TASK INSTRUCTIONS
Write out the entire listing below exactly, with the pictures left out.

DATA SEGMENT
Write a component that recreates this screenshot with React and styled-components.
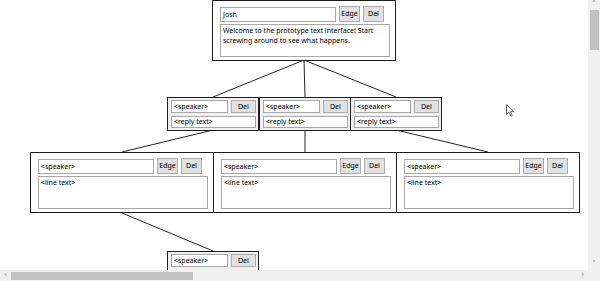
import React from "react";
import styled, { createGlobalStyle } from "styled-components";

const GlobalStyle = createGlobalStyle`
  html, body {
    margin: 0;
    padding: 0;
    background: #ffffff;
  }
  body {
    font-family: "Noto Sans", "Open Sans", sans-serif;
  }
`;

const Window = styled.div`
  width: 600px;
  height: 281px;
  display: grid;
  grid-template-columns: 1fr 12px;
  grid-template-rows: 1fr 11px;
  overflow: hidden;
  background: #fff;
`;

const Canvas = styled.div`
  position: relative;
  overflow: hidden;
  background: #fff;
`;

const EdgeLayer = styled.svg`
  position: absolute;
  left: 0;
  top: 0;
  width: 588px;
  height: 270px;
  pointer-events: none;
`;

const Node = styled.div`
  position: absolute;
  box-sizing: border-box;
  display: flex;
  flex-direction: column;
  background: #fff;
  border: 1px solid #1c1c1c;
`;

const LineNode = styled(Node)`
  width: 184px;
  height: 61px;
  padding: 5px 5px 2px 7px;
  gap: 2px;
`;

const ReplyNode = styled(Node)`
  width: 92px;
  height: 34px;
  padding: 2px 2px 2px 3px;
  gap: 3px;
  background: #f0f0f0;
`;

const HeaderRow = styled.div`
  display: flex;
  align-items: center;
  gap: ${(p) => p.gap || 3}px;
`;

const TextBox = styled.div`
  box-sizing: border-box;
  width: ${(p) => (p.w ? p.w + "px" : "100%")};
  height: ${(p) => p.h}px;
  border: 1px solid #a8a8a8;
  background: #fff;
  font-size: 7px;
  line-height: ${(p) => p.h - 2}px;
  padding: 0 2px;
  color: #000;
  white-space: nowrap;
  overflow: hidden;
`;

const TextArea = styled.div`
  box-sizing: border-box;
  width: 100%;
  height: 33px;
  border: 1px solid #a8a8a8;
  background: #fff;
  font-size: 7px;
  line-height: 10px;
  padding: 1px 2px;
  color: #000;
  overflow: hidden;
`;

const Button = styled.div`
  box-sizing: border-box;
  width: ${(p) => p.w}px;
  height: ${(p) => p.h}px;
  border: 1px solid #adadad;
  background: #e1e1e1;
  font-size: 7px;
  line-height: ${(p) => p.h - 2}px;
  text-align: center;
  color: #000;
`;

const Cursor = styled.svg`
  position: absolute;
  left: 506px;
  top: 104px;
`;

const VScroll = styled.div`
  background: #f0f0f0;
  display: flex;
  flex-direction: column;
  align-items: center;
`;

const HScroll = styled.div`
  background: #f0f0f0;
  display: flex;
  align-items: center;
`;

const Corner = styled.div`
  background: #f0f0f0;
`;

const Arrow = styled.div`
  color: #8a8a8a;
  font-family: "DejaVu Sans", sans-serif;
  font-size: 8px;
  line-height: 10px;
  width: ${(p) => (p.vertical ? "12px" : "11px")};
  height: ${(p) => (p.vertical ? "10px" : "11px")};
  text-align: center;
`;

const Track = styled.div`
  flex: 1;
  display: flex;
  flex-direction: ${(p) => (p.vertical ? "column" : "row")};
  align-items: center;
`;

const Thumb = styled.div`
  background: #c2c2c2;
  width: ${(p) => (p.vertical ? "9px" : p.len + "px")};
  height: ${(p) => (p.vertical ? p.len + "px" : "8px")};
`;

const Spacer = styled.div`
  flex: 1;
`;

function LinePanel({ x, y, speaker, text, showEdge = true }) {
  return (
    <LineNode style={{ left: x, top: y }}>
      <HeaderRow>
        <TextBox w={116} h={15}>{speaker}</TextBox>
        {showEdge && <Button w={21} h={16}>Edge</Button>}
        <Button w={21} h={16}>Del</Button>
      </HeaderRow>
      <TextArea>{text}</TextArea>
    </LineNode>
  );
}

function ReplyPanel({ x, y }) {
  return (
    <ReplyNode style={{ left: x, top: y }}>
      <HeaderRow gap={3}>
        <TextBox w={58} h={13}>&lt;speaker&gt;</TextBox>
        <Button w={26} h={13}>Del</Button>
      </HeaderRow>
      <TextBox h={12}>&lt;reply text&gt;</TextBox>
    </ReplyNode>
  );
}

const edges = [
  [304, 60, 213, 97],
  [304, 60, 305, 97],
  [304, 60, 396, 97],
  [213, 130, 122, 152],
  [305, 130, 305, 152],
  [396, 130, 488, 152],
  [122, 213, 213, 251],
];

export default function App() {
  return (
    <>
      <GlobalStyle />
      <Window>
        <Canvas>
          <EdgeLayer viewBox="0 0 588 270">
            {edges.map(([x1, y1, x2, y2], i) => (
              <line key={i} x1={x1} y1={y1} x2={x2} y2={y2} stroke="#222" strokeWidth="1" />
            ))}
          </EdgeLayer>
          <LinePanel
            x={212}
            y={0}
            speaker="Josh"
            text="Welcome to the prototype text interface! Start screwing around to see what happens."
          />
          <ReplyPanel x={167} y={97} />
          <ReplyPanel x={259} y={97} />
          <ReplyPanel x={350} y={97} />
          <LinePanel x={30} y={152} speaker="<speaker>" text="<line text>" />
          <LinePanel x={213} y={152} speaker="<speaker>" text="<line text>" />
          <LinePanel x={396} y={152} speaker="<speaker>" text="<line text>" />
          <ReplyPanel x={167} y={251} />
          <Cursor width="9" height="13" viewBox="0 0 9 13">
            <path d="M0.5 0.5 L0.5 10.5 L3 8.2 L4.8 12.2 L6.2 11.6 L4.5 7.7 L7.8 7.7 Z" fill="#fff" stroke="#555" strokeWidth="0.9" />
          </Cursor>
        </Canvas>
        <VScroll>
          <Arrow vertical>&#x2C4;</Arrow>
          <Track vertical>
            <Thumb vertical len={40} />
            <Spacer />
          </Track>
          <Arrow vertical>&#x2C5;</Arrow>
        </VScroll>
        <HScroll>
          <Arrow>&#x2039;</Arrow>
          <Track>
            <Thumb len={182} />
            <Spacer />
          </Track>
          <Arrow>&#x203A;</Arrow>
        </HScroll>
        <Corner />
      </Window>
    </>
  );
}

EXERCISE SOLUTION
Write a component that recreates this screenshot with React and styled-components.
import React from "react";
import styled, { createGlobalStyle } from "styled-components";

const GlobalStyle = createGlobalStyle`
  html, body {
    margin: 0;
    padding: 0;
    background: #ffffff;
  }
  body {
    font-family: "Noto Sans", "Open Sans", sans-serif;
  }
`;

const Window = styled.div`
  width: 600px;
  height: 281px;
  display: grid;
  grid-template-columns: 1fr 12px;
  grid-template-rows: 1fr 11px;
  overflow: hidden;
  background: #fff;
`;

const Canvas = styled.div`
  position: relative;
  overflow: hidden;
  background: #fff;
`;

const EdgeLayer = styled.svg`
  position: absolute;
  left: 0;
  top: 0;
  width: 588px;
  height: 270px;
  pointer-events: none;
`;

const Node = styled.div`
  position: absolute;
  box-sizing: border-box;
  display: flex;
  flex-direction: column;
  background: #fff;
  border: 1px solid #1c1c1c;
`;

const LineNode = styled(Node)`
  width: 184px;
  height: 61px;
  padding: 5px 5px 2px 7px;
  gap: 2px;
`;

const ReplyNode = styled(Node)`
  width: 92px;
  height: 34px;
  padding: 2px 2px 2px 3px;
  gap: 3px;
  background: #f0f0f0;
`;

const HeaderRow = styled.div`
  display: flex;
  align-items: center;
  gap: ${(p) => p.gap || 3}px;
`;

const TextBox = styled.div`
  box-sizing: border-box;
  width: ${(p) => (p.w ? p.w + "px" : "100%")};
  height: ${(p) => p.h}px;
  border: 1px solid #a8a8a8;
  background: #fff;
  font-size: 7px;
  line-height: ${(p) => p.h - 2}px;
  padding: 0 2px;
  color: #000;
  white-space: nowrap;
  overflow: hidden;
`;

const TextArea = styled.div`
  box-sizing: border-box;
  width: 100%;
  height: 33px;
  border: 1px solid #a8a8a8;
  background: #fff;
  font-size: 7px;
  line-height: 10px;
  padding: 1px 2px;
  color: #000;
  overflow: hidden;
`;

const Button = styled.div`
  box-sizing: border-box;
  width: ${(p) => p.w}px;
  height: ${(p) => p.h}px;
  border: 1px solid #adadad;
  background: #e1e1e1;
  font-size: 7px;
  line-height: ${(p) => p.h - 2}px;
  text-align: center;
  color: #000;
`;

const Cursor = styled.svg`
  position: absolute;
  left: 506px;
  top: 104px;
`;

const VScroll = styled.div`
  background: #f0f0f0;
  display: flex;
  flex-direction: column;
  align-items: center;
`;

const HScroll = styled.div`
  background: #f0f0f0;
  display: flex;
  align-items: center;
`;

const Corner = styled.div`
  background: #f0f0f0;
`;

const Arrow = styled.div`
  color: #8a8a8a;
  font-family: "DejaVu Sans", sans-serif;
  font-size: 8px;
  line-height: 10px;
  width: ${(p) => (p.vertical ? "12px" : "11px")};
  height: ${(p) => (p.vertical ? "10px" : "11px")};
  text-align: center;
`;

const Track = styled.div`
  flex: 1;
  display: flex;
  flex-direction: ${(p) => (p.vertical ? "column" : "row")};
  align-items: center;
`;

const Thumb = styled.div`
  background: #c2c2c2;
  width: ${(p) => (p.vertical ? "9px" : p.len + "px")};
  height: ${(p) => (p.vertical ? p.len + "px" : "8px")};
`;

const Spacer = styled.div`
  flex: 1;
`;

function LinePanel({ x, y, speaker, text, showEdge = true }) {
  return (
    <LineNode style={{ left: x, top: y }}>
      <HeaderRow>
        <TextBox w={116} h={15}>{speaker}</TextBox>
        {showEdge && <Button w={21} h={16}>Edge</Button>}
        <Button w={21} h={16}>Del</Button>
      </HeaderRow>
      <TextArea>{text}</TextArea>
    </LineNode>
  );
}

function ReplyPanel({ x, y }) {
  return (
    <ReplyNode style={{ left: x, top: y }}>
      <HeaderRow gap={3}>
        <TextBox w={58} h={13}>&lt;speaker&gt;</TextBox>
        <Button w={26} h={13}>Del</Button>
      </HeaderRow>
      <TextBox h={12}>&lt;reply text&gt;</TextBox>
    </ReplyNode>
  );
}

const edges = [
  [304, 60, 213, 97],
  [304, 60, 305, 97],
  [304, 60, 396, 97],
  [213, 130, 122, 152],
  [305, 130, 305, 152],
  [396, 130, 488, 152],
  [122, 213, 213, 251],
];

export default function App() {
  return (
    <>
      <GlobalStyle />
      <Window>
        <Canvas>
          <EdgeLayer viewBox="0 0 588 270">
            {edges.map(([x1, y1, x2, y2], i) => (
              <line key={i} x1={x1} y1={y1} x2={x2} y2={y2} stroke="#222" strokeWidth="1" />
            ))}
          </EdgeLayer>
          <LinePanel
            x={212}
            y={0}
            speaker="Josh"
            text="Welcome to the prototype text interface! Start screwing around to see what happens."
          />
          <ReplyPanel x={167} y={97} />
          <ReplyPanel x={259} y={97} />
          <ReplyPanel x={350} y={97} />
          <LinePanel x={30} y={152} speaker="<speaker>" text="<line text>" />
          <LinePanel x={213} y={152} speaker="<speaker>" text="<line text>" />
          <LinePanel x={396} y={152} speaker="<speaker>" text="<line text>" />
          <ReplyPanel x={167} y={251} />
          <Cursor width="9" height="13" viewBox="0 0 9 13">
            <path d="M0.5 0.5 L0.5 10.5 L3 8.2 L4.8 12.2 L6.2 11.6 L4.5 7.7 L7.8 7.7 Z" fill="#fff" stroke="#555" strokeWidth="0.9" />
          </Cursor>
        </Canvas>
        <VScroll>
          <Arrow vertical>&#x2C4;</Arrow>
          <Track vertical>
            <Thumb vertical len={40} />
            <Spacer />
          </Track>
          <Arrow vertical>&#x2C5;</Arrow>
        </VScroll>
        <HScroll>
          <Arrow>&#x2039;</Arrow>
          <Track>
            <Thumb len={182} />
            <Spacer />
          </Track>
          <Arrow>&#x203A;</Arrow>
        </HScroll>
        <Corner />
      </Window>
    </>
  );
}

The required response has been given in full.